Forex experts are slowly revealing their beliefs that the world power is shifting to the East, supporting their view with the facts regarding some events that are already taking place. We are seeing a strong determination of many countries in the East to purchase precious metals, reflecting a significant gold-buying program that may reveal more than a desire to grow a country’s capital. Russia, China, Iran, and Azerbaijan significantly increased their gold reserves, while India showed a greater interest in silver for its central reserves. As quite a pricy move, the purchase of precious metals is rather interesting, especially on such a large scale involving so many countries. What is more, we know that precious metals are indeed precious for their intrinsic value and are unlikely to depreciate in value, especially since their supplies are limited. In the case of a currency war, currencies would be the first in line to drop in value as a result of a poor economic downturn, whereas any country with heavy reserves of precious metals would not only be safe but could easily move the center of power in its direction.

With such a massive move towards precious metals that is noticeable in several countries, the lessons are there for the taking.
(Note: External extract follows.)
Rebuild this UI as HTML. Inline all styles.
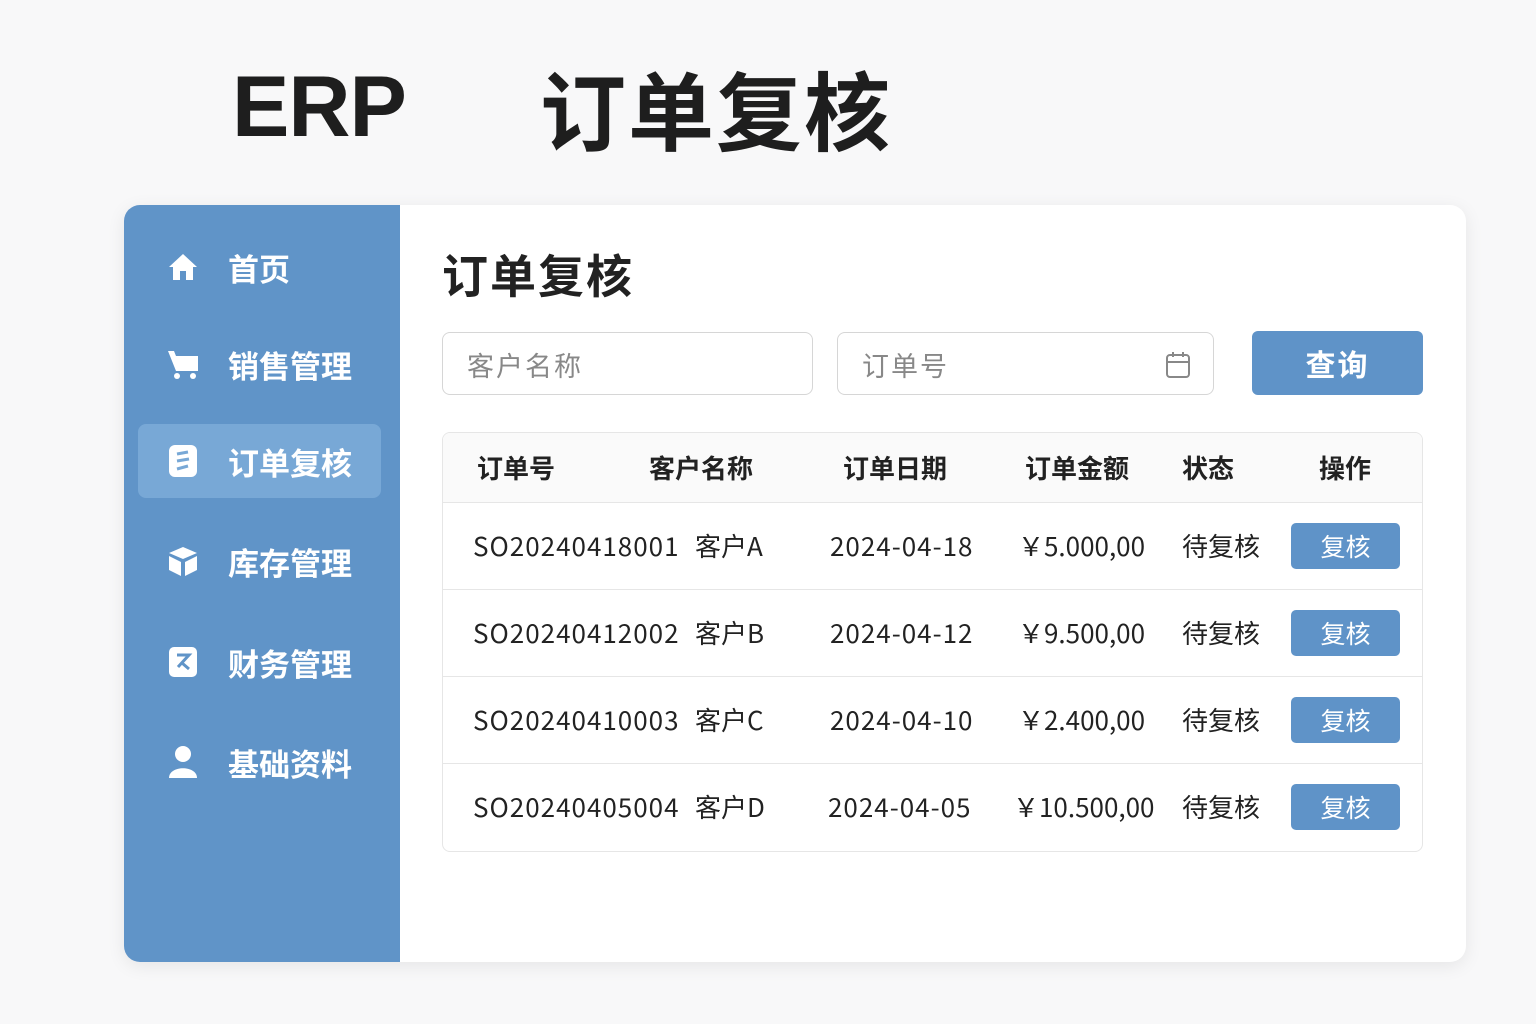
<!DOCTYPE html>
<html><head><meta charset="utf-8"><style>
*{margin:0;padding:0;box-sizing:border-box}
body{width:1536px;height:1024px;background:#f8f8f9;font-family:"Liberation Sans","Noto Sans CJK SC",sans-serif;position:relative;overflow:hidden;color:#222}
.abs{position:absolute}
.t1{left:232px;top:58px;font-size:86px;font-weight:bold;color:#1e1e1e;letter-spacing:-1px}
.t2{left:540px;top:44px;font-size:86px;font-weight:bold;color:#1e1e1e;letter-spacing:2px}
.card{left:124px;top:205px;width:1342px;height:757px;background:#fff;border-radius:16px;box-shadow:0 4px 18px rgba(0,0,0,.08);overflow:hidden}
.side{left:0;top:0;width:276px;height:757px;background:#6094c8}
.nav{position:absolute;left:14px;width:243px;height:74px;color:#fff;font-size:31px;font-weight:bold;display:flex;align-items:center}
.nav .ic{width:90px;display:flex;justify-content:center}
.active{background:#78a8d6;border-radius:8px}
.h{left:318px;top:36px;font-size:46px;font-weight:bold;color:#222;letter-spacing:2px}
.inp{top:127px;height:63px;border:1.5px solid #d6d6d6;border-radius:8px;font-size:27px;color:#888;padding-left:24px;line-height:64px;letter-spacing:2px;font-family:"Noto Sans CJK SC",sans-serif}
.btn{left:1128px;top:126px;width:171px;height:64px;background:#5f93c8;border-radius:6px;color:#fff;font-size:30px;text-align:center;line-height:64px;font-weight:bold;letter-spacing:2px;font-family:"Noto Sans CJK SC",sans-serif}
.tbl{left:318px;top:227px;width:981px;height:420px;border:1.5px solid #e6e6e6;border-radius:8px;overflow:hidden;font-family:"Noto Sans CJK SC",sans-serif}
.hd{position:absolute;left:0;top:0;width:100%;height:70px;background:#fafafa;border-bottom:1.5px solid #e6e6e6}
.hd div{position:absolute;top:0;line-height:70px;font-size:26px;font-weight:bold;color:#222}
.row{position:absolute;left:0;width:100%;height:87px;border-bottom:1.5px solid #e6e6e6}
.row div{position:absolute;top:0;line-height:86px;font-size:26px;color:#222}
.row div.s{letter-spacing:1px}
.row .b{left:848px;top:20px;width:109px;height:46px;background:#5f93c8;border-radius:5px;color:#fff;text-align:center;line-height:46px;font-size:25px}
</style></head><body>
<div class="abs t1">ERP</div>
<div class="abs t2">订单复核</div>
<div class="abs card">
 <div class="abs side">
  <div class="nav" style="top:25px"><div class="ic"><svg width="32" height="32" viewBox="0 0 32 32"><path d="M16 3 L30 16 H26 V29 H19 V20 H13 V29 H6 V16 H2 Z" fill="#fff"/></svg></div><span>首页</span></div>
  <div class="nav" style="top:122px"><div class="ic"><svg width="34" height="34" viewBox="0 0 34 34"><path d="M2 4 H8 L10 9 H32 V24 H10 Z" fill="#fff"/><circle cx="11" cy="29" r="3" fill="#fff"/><circle cx="27" cy="29" r="3" fill="#fff"/></svg></div><span>销售管理</span></div>
  <div class="nav active" style="top:219px"><div class="ic"><svg width="30" height="34" viewBox="0 0 30 34"><rect x="1" y="1" width="28" height="32" rx="6" fill="#fff"/><path d="M9 10 L20 8 M9 17 L21 15 M9 25 L20 22" stroke="#78a8d6" stroke-width="3"/></svg></div><span>订单复核</span></div>
  <div class="nav" style="top:319px"><div class="ic"><svg width="32" height="32" viewBox="0 0 32 32"><path d="M16 2 L30 8 L16 14 L2 8 Z M2 11 L14 17 V31 L2 25 Z M30 11 L18 17 V31 L30 25 Z" fill="#fff"/></svg></div><span>库存管理</span></div>
  <div class="nav" style="top:420px"><div class="ic"><svg width="30" height="32" viewBox="0 0 30 32"><rect x="1" y="1" width="28" height="30" rx="5" fill="#fff"/><path d="M9 9 H21 L10 21 M14 17 L21 23" stroke="#6094c8" stroke-width="3" fill="none"/></svg></div><span>财务管理</span></div>
  <div class="nav" style="top:520px"><div class="ic"><svg width="30" height="34" viewBox="0 0 30 34"><circle cx="15" cy="9" r="8" fill="#fff"/><path d="M1 33 C1 20 29 20 29 33 Z" fill="#fff"/></svg></div><span>基础资料</span></div>
 </div>
 <div class="abs h">订单复核</div>
 <div class="abs inp" style="left:318px;width:371px">客户名称</div>
 <div class="abs inp" style="left:713px;width:377px">订单号<svg style="position:absolute;right:22px;top:18px" width="26" height="28" viewBox="0 0 26 28"><rect x="2" y="4" width="22" height="22" rx="3" fill="none" stroke="#888" stroke-width="2"/><path d="M2 11 H24 M8 1 V6 M18 1 V6" stroke="#888" stroke-width="2"/></svg></div>
 <div class="abs btn">查询</div>
 <div class="abs tbl">
  <div class="hd"><div style="left:34px">订单号</div><div style="left:206px">客户名称</div><div style="left:400px">订单日期</div><div style="left:582px">订单金额</div><div style="left:739px">状态</div><div style="left:876px">操作</div></div>
  <div class="row" style="top:70px"><div class="s" style="left:30px">SO20240418001</div><div style="left:252px">客户A</div><div class="s" style="left:387px">2024-04-18</div><div style="left:575px">￥5.000,00</div><div style="left:739px">待复核</div><div class="b">复核</div></div>
  <div class="row" style="top:157px"><div class="s" style="left:30px">SO20240412002</div><div style="left:252px">客户B</div><div class="s" style="left:387px">2024-04-12</div><div style="left:575px">￥9.500,00</div><div style="left:739px">待复核</div><div class="b">复核</div></div>
  <div class="row" style="top:244px"><div class="s" style="left:30px">SO20240410003</div><div style="left:252px">客户C</div><div class="s" style="left:387px">2024-04-10</div><div style="left:575px">￥2.400,00</div><div style="left:739px">待复核</div><div class="b">复核</div></div>
  <div class="row" style="top:331px;border-bottom:none"><div class="s" style="left:30px">SO20240405004</div><div style="left:252px">客户D</div><div class="s" style="left:385px">2024-04-05</div><div style="left:570px">￥10.500,00</div><div style="left:739px">待复核</div><div class="b">复核</div></div>
 </div>
</div>
</body></html>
If wealthy people and countries having more money than any forex trader can ever imagine are deciding to start buying gold to this extent, why should forex traders refrain from making the same move themselves? What is more, precious metals are always a good commodity to have regardless of exterior factors and current circumstances. Nevertheless, especially now, at these uncertain times, holding precious metals can be perceived as a smart business investment that can provide you with added security.

Investing in the crypto market also appears to be a tremendous opportunity for sustainable financial growth and security. However, even the most immersed crypto enthusiasts do not actually know where this market is going to go and how it is going to develop. In addition, while the downside of trading cryptocurrencies can be quite dramatic, taking you right down to zero, the upside is very likely to be extremely good. Nonetheless, despite the danger it involves, the crypto market still offers much value as a form of diversification, protecting you even if all of your other business ventures fall apart.  

 If traders secure themselves by entrusting their finances in different markets, i.e. forex, crypto, and metals, it will provide a great source of security and prove to be an extremely wise decision, especially in times such as the ones we are currently living. The return on such investments can double in the sense that once any recession is over, which often last approximately one to two years, a trader can buy any stock ties for example for a much cheaper price and thus increase his/her finance increasingly fast. That way, these individuals will easily find themselves on top, as most people are unable to do the same due to the effect the recession had on them. What is more, with such a vast variety of instruments for making money, traders can feel comfortable in case any one of them goes down because, as it often goes, another source of income will start to increase in value to substitute for the loss experienced in some other market.

In conclusion, although the USD is still seen as one of the strongest currencies worldwide and a currency of choice in terms of country reserves across the globe, traders need to think of diversification outside the forex market. Invest in techniques, methods, and systems that you use in trading currencies and, by all means, combine these experiences with other instruments that will provide you with security and stability should the USD or the US market start to depreciate in the future. And, lastly, even if you are just a beginner, or even more so, choose to invest your money no matter how small the amount is elsewhere because defense is equally important to offense.